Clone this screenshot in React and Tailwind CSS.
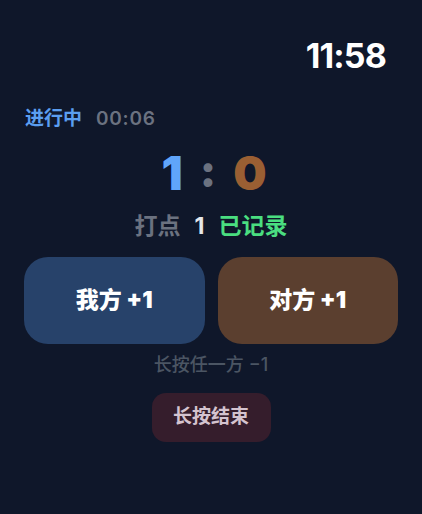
import React, { useState } from 'react';

const font = { fontFamily: 'Inter, "Noto Sans CJK SC", sans-serif' };

export default function App() {
  const [mine, setMine] = useState(1);
  const [theirs, setTheirs] = useState(0);

  return (
    <div style={font} className="w-[422px] h-[514px] bg-[#0f172a] flex flex-col overflow-hidden">
      {/* CLOCK */}
      <div className="pt-[36px] pr-[36px] text-right text-[34px] leading-[40px] font-bold text-white tracking-tight">
        11:58
      </div>

      {/* STATUS */}
      <div className="mt-[31px] pl-[25px] flex items-center gap-[14px] text-[19px] leading-[24px]">
        <span className="font-bold text-[#5b9ef0]">进行中</span>
        <span className="font-semibold text-[#6b7280] tracking-[0.04em]">00:06</span>
      </div>

      {/* SCORE */}
      <div className="mt-[18px] flex items-center justify-center gap-[17px] text-[47px] leading-[48px] font-black">
        <span className="text-[#60a5fa] pl-[6px]">{mine}</span>
        <span className="text-[#6b7280] text-[44px] -mt-[4px]">:</span>
        <span className="text-[#9a5f33]">{theirs}</span>
      </div>

      <div className="mt-[15px] flex items-center justify-center gap-[14px] text-[23px] leading-[28px] font-bold">
        <span className="text-[#6b7280]">打点</span>
        <span className="text-[#e5e7eb]">1</span>
        <span className="text-[#4ade80]">已记录</span>
      </div>

      {/* BUTTONS */}
      <div className="mt-[17px] px-[24px] grid grid-cols-2 gap-[13px]">
        <button
          onClick={() => setMine(mine + 1)}
          className="h-[87px] rounded-[24px] bg-[#27426a] text-white text-[23px] font-black"
        >
          我方 +1
        </button>
        <button
          onClick={() => setTheirs(theirs + 1)}
          className="h-[87px] rounded-[24px] bg-[#5b3f2f] text-white text-[23px] font-black"
        >
          对方 +1
        </button>
      </div>

      <div className="mt-[10px] text-center text-[18px] leading-[22px] text-[#4b5563] font-medium">
        长按任一方 −1
      </div>

      <div className="mt-[17px] flex justify-center">
        <button className="w-[119px] h-[49px] rounded-[14px] bg-[#351d2c] text-[#d4c3cf] text-[19px] font-semibold">
          长按结束
        </button>
      </div>
    </div>
  );
}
====
Task details
Starting at the first line of the material, output exactly the lines up to and including the one with "const [theirs, setTheirs] = useState(0);". Do not include the pictures.

Problem solution
Clone this screenshot in React and Tailwind CSS.
import React, { useState } from 'react';

const font = { fontFamily: 'Inter, "Noto Sans CJK SC", sans-serif' };

export default function App() {
  const [mine, setMine] = useState(1);
  const [theirs, setTheirs] = useState(0);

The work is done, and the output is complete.